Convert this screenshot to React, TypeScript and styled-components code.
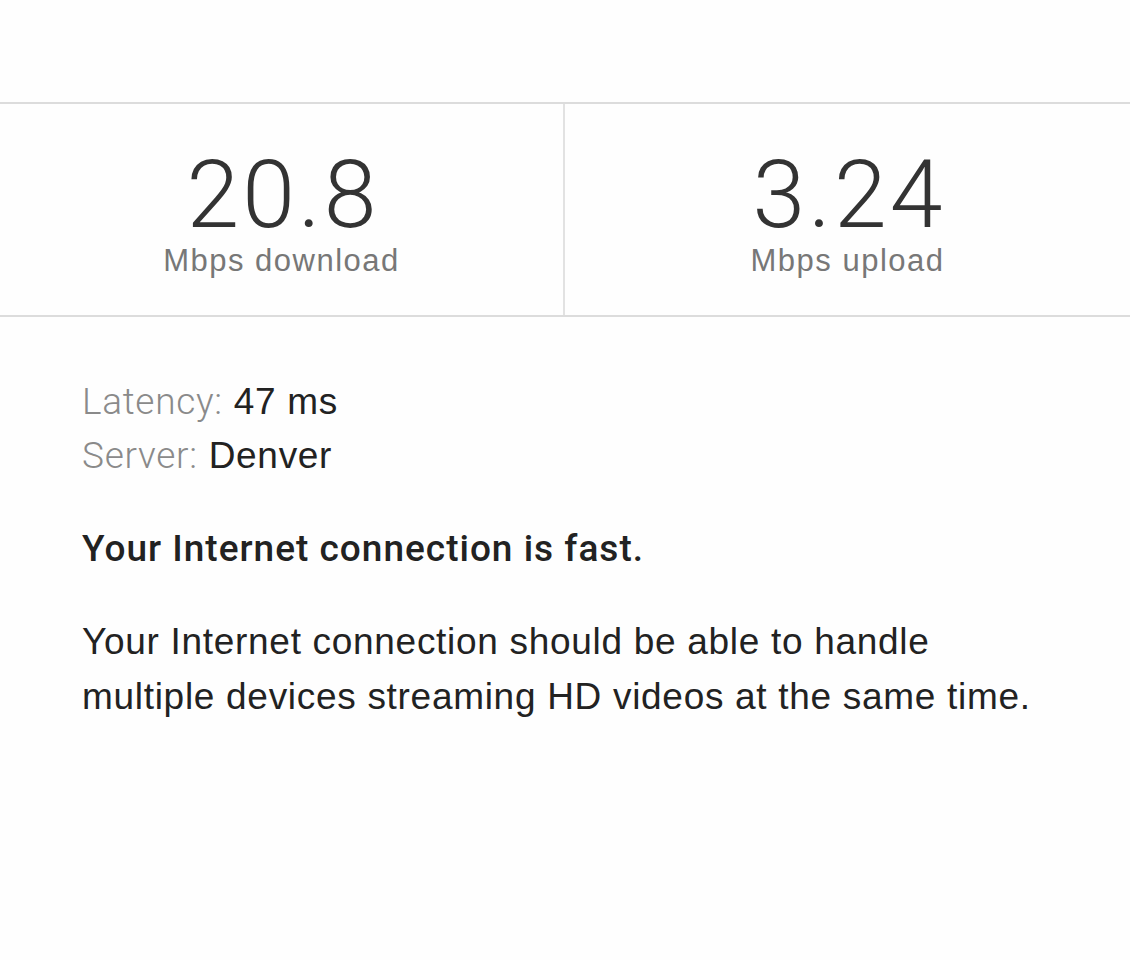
import React from "react";
import styled, { createGlobalStyle } from "styled-components";

const Global = createGlobalStyle`
  html, body { margin: 0; padding: 0; background: #fefefe; }
  body { font-family: "Liberation Sans", Arial, sans-serif; color: #222; }
`;

const Page = styled.div`
  padding-top: 102px;
  width: 1130px;
`;

const Stats = styled.div`
  display: grid;
  grid-template-columns: 565px 1fr;
  border-top: 2px solid #dcdcdc;
  border-bottom: 2px solid #dcdcdc;
  height: 215px;
  box-sizing: border-box;
`;

const Stat = styled.div<{ $divider?: boolean }>`
  display: flex;
  flex-direction: column;
  align-items: center;
  padding-top: 43px;
  border-right: ${(p) => (p.$divider ? "2px solid #e2e2e2" : "none")};
`;

const Value = styled.div`
  font-family: "Roboto", "Liberation Sans", sans-serif;
  font-weight: 300;
  font-size: 95px;
  line-height: 96px;
  color: #333;
  letter-spacing: 3px;
  padding-left: 3px;
`;

const Unit = styled.div`
  font-family: "Liberation Sans", Arial, sans-serif;
  font-size: 31px;
  line-height: 36px;
  color: #777;
  letter-spacing: 1.5px;
`;

const Content = styled.div`
  padding: 58px 82px 0;
  font-size: 37px;
  letter-spacing: 0.7px;
`;

const Meta = styled.div`
  line-height: 54px;
  color: #222;
`;

const Key = styled.span`
  color: #8a8a8a;
  font-family: "Roboto", "Liberation Sans", sans-serif;
  font-weight: 300;
`;

const Headline = styled.p`
  margin: 46px 0 0;
  line-height: 40px;
  font-weight: 500;
  font-family: "Roboto", "Liberation Sans", sans-serif;
  letter-spacing: 1px;
  color: #222;
`;

const Body = styled.p`
  margin: 45px 0 0;
  line-height: 55px;
  color: #222;
`;

export default function App() {
  return (
    <Page>
      <Global />
      <Stats>
        <Stat $divider>
          <Value>20.8</Value>
          <Unit>Mbps download</Unit>
        </Stat>
        <Stat>
          <Value>3.24</Value>
          <Unit>Mbps upload</Unit>
        </Stat>
      </Stats>
      <Content>
        <Meta>
          <Key>Latency:</Key> 47 ms
        </Meta>
        <Meta>
          <Key>Server:</Key> Denver
        </Meta>
        <Headline>Your Internet connection is fast.</Headline>
        <Body>
          Your Internet connection should be able to handle
          <br />
          multiple devices streaming HD videos at the same time.
        </Body>
      </Content>
    </Page>
  );
}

________

• What this task involves
Exclude the pictures, and transcribe all of the material exactly.

• Task response
Convert this screenshot to React, TypeScript and styled-components code.
import React from "react";
import styled, { createGlobalStyle } from "styled-components";

const Global = createGlobalStyle`
  html, body { margin: 0; padding: 0; background: #fefefe; }
  body { font-family: "Liberation Sans", Arial, sans-serif; color: #222; }
`;

const Page = styled.div`
  padding-top: 102px;
  width: 1130px;
`;

const Stats = styled.div`
  display: grid;
  grid-template-columns: 565px 1fr;
  border-top: 2px solid #dcdcdc;
  border-bottom: 2px solid #dcdcdc;
  height: 215px;
  box-sizing: border-box;
`;

const Stat = styled.div<{ $divider?: boolean }>`
  display: flex;
  flex-direction: column;
  align-items: center;
  padding-top: 43px;
  border-right: ${(p) => (p.$divider ? "2px solid #e2e2e2" : "none")};
`;

const Value = styled.div`
  font-family: "Roboto", "Liberation Sans", sans-serif;
  font-weight: 300;
  font-size: 95px;
  line-height: 96px;
  color: #333;
  letter-spacing: 3px;
  padding-left: 3px;
`;

const Unit = styled.div`
  font-family: "Liberation Sans", Arial, sans-serif;
  font-size: 31px;
  line-height: 36px;
  color: #777;
  letter-spacing: 1.5px;
`;

const Content = styled.div`
  padding: 58px 82px 0;
  font-size: 37px;
  letter-spacing: 0.7px;
`;

const Meta = styled.div`
  line-height: 54px;
  color: #222;
`;

const Key = styled.span`
  color: #8a8a8a;
  font-family: "Roboto", "Liberation Sans", sans-serif;
  font-weight: 300;
`;

const Headline = styled.p`
  margin: 46px 0 0;
  line-height: 40px;
  font-weight: 500;
  font-family: "Roboto", "Liberation Sans", sans-serif;
  letter-spacing: 1px;
  color: #222;
`;

const Body = styled.p`
  margin: 45px 0 0;
  line-height: 55px;
  color: #222;
`;

export default function App() {
  return (
    <Page>
      <Global />
      <Stats>
        <Stat $divider>
          <Value>20.8</Value>
          <Unit>Mbps download</Unit>
        </Stat>
        <Stat>
          <Value>3.24</Value>
          <Unit>Mbps upload</Unit>
        </Stat>
      </Stats>
      <Content>
        <Meta>
          <Key>Latency:</Key> 47 ms
        </Meta>
        <Meta>
          <Key>Server:</Key> Denver
        </Meta>
        <Headline>Your Internet connection is fast.</Headline>
        <Body>
          Your Internet connection should be able to handle
          <br />
          multiple devices streaming HD videos at the same time.
        </Body>
      </Content>
    </Page>
  );
}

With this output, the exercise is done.